4) Bütün bunları dolaysız bir şekilde kesen bir sorumuz da gençlik yığınlarının örgütlenmesinde temel bir yer tutan esnek araç ve biçimlere yaklaşımdır. Bu konuda kalıplara takılmak için hiçbir sebep bulunmuyor. Eğer kitle örgütleri parti ile kitleler arasındaki volan kayışları ise, kitleleri devrime kanalize etmeyi ivmelendirecek şekilde ele almak kaydıyla, her tür esnek araç ve örgütlenme (örneğin eğitim grupları, ilgi alanlarına göre tanımlanabilecek tartışma çevreleri, platformlar, kulüpler, kollar, inisiyatifler, kültür-sanat kurumları, öğrenci gençlik sendikası vb.) kitle çalışmasının temel alanlarıdır. Hep belirtildiği üzere bu tür araçlar, genel olarak etkin bir siyasal çalışma için olduğu kadar, çevre-çeper güçlerimizi aktifleştirip kazanmak için de benzersiz önemdedir.
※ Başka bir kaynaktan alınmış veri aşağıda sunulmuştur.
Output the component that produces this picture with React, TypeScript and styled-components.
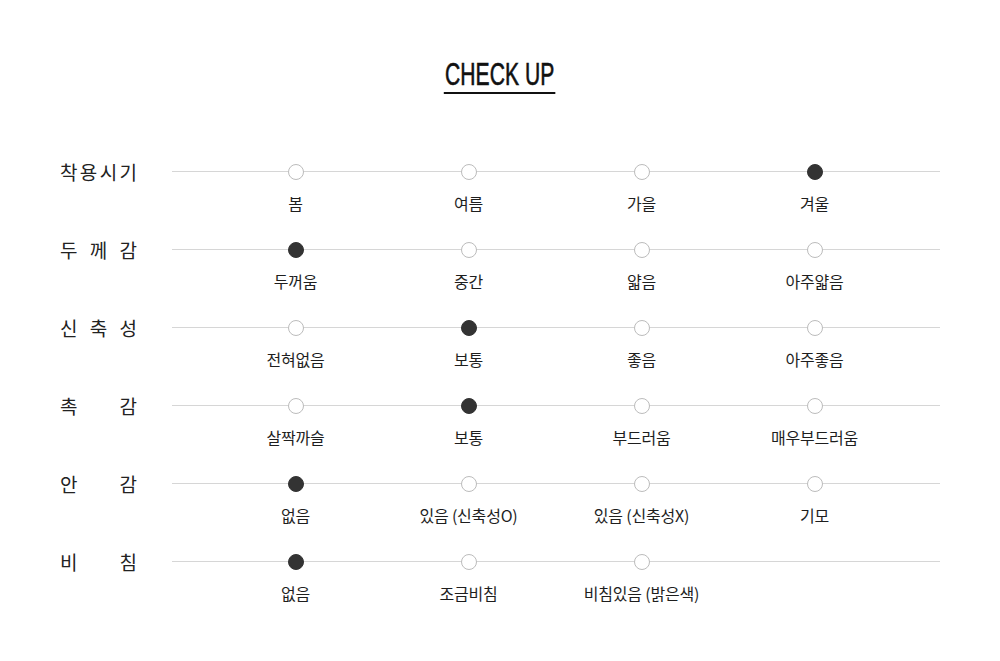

Yeri gelmişken, Genç-Sen konusunda yeni bir değerlendirmeye ihtiyaç duymadığımızı, konunun gençlik değerlendirmelerinde fazlasıyla irdelendiğini ve güncelliğini koruduğunu belirtelim. Genç-Sen’den öteye bu tür araçları devrimin ihtiyaçları temelinde değerlendirebilmek tümüyle bir bakış ve somut deneyim sorunudur. Gerek devrimci mücadelenin evrensel deneyimi, gerek partimizin 23 yılı aşan pratiği yeterli birikimi sunmaktadır. Devrimci bakışın kazanılması ve gerekli pratiğin örgütlenmesi bu birikimin döne döne incelenmesini, zenginleştirilmesini, kolektife maledilmesini gerektirmektedir.

5) Son olarak gençliğin yayınlar alanındaki sorumluluklarına değinmek istiyoruz. Merkezi gençlik yayınlarımız kendi alanlarında düzenli çıkarılabilen belli başlı örnekler durumundadır. Tümüyle gençlik güçlerimize yaslanmaları, her şeye karşın gençlik çalışmamızın iddia ve düzeyine önemli bir göstergedir. Elbette yerel katkıların çoğaltılması, niteliğinin güçlendirilmesi ve yaygın kullanımı açısından yaşanabilen yetersizliklerin giderilmesi gerekiyor. Yeni dönemde özellikle liseli gençlik yayının yerellerden beslenebilmesi ve etkin kullanımı çalışmamızın alacağı mesafeyi doğrudan belirleyecektir. Yanısıra hayli işlevsel oldukları sayısız deneyimle sabit olan yerel yayınlar/bültenler konusundaki zayıflamanın aşılması gerekmektedir. Öte yandan uzun bir süredir gündemde olduğu halde hayata geçirilemeyen site adımı da artık bir çözüme kavuşturulabilmelidir. Bu vesileyle bir kez daha MYO’ya kendi alanları ve sorunları üzerinden düzenli katkının bir diğer sorumluluk olarak gençlik güçlerimizin karşısında durmaya devam ettiğini de vurgulamak istiyoruz.

Gerek içinden geçmekte olduğumuz dönem, gerek gençlik alanındaki sorun ve sorumluluklar genç komünistleri çok daha güçlü bir devrimci irade, ısrar, moral ve özgüveni kuşanmaya çağırıyor. Genç komünistler mevcut sınırlara takılmaksızın partinin dönem kavrayışıyla donandıklarında, güne yüklenerek geleceğin devrimci patlamalarına gereğince hazırlanmalarının önünde bir engel kalmayacaktır.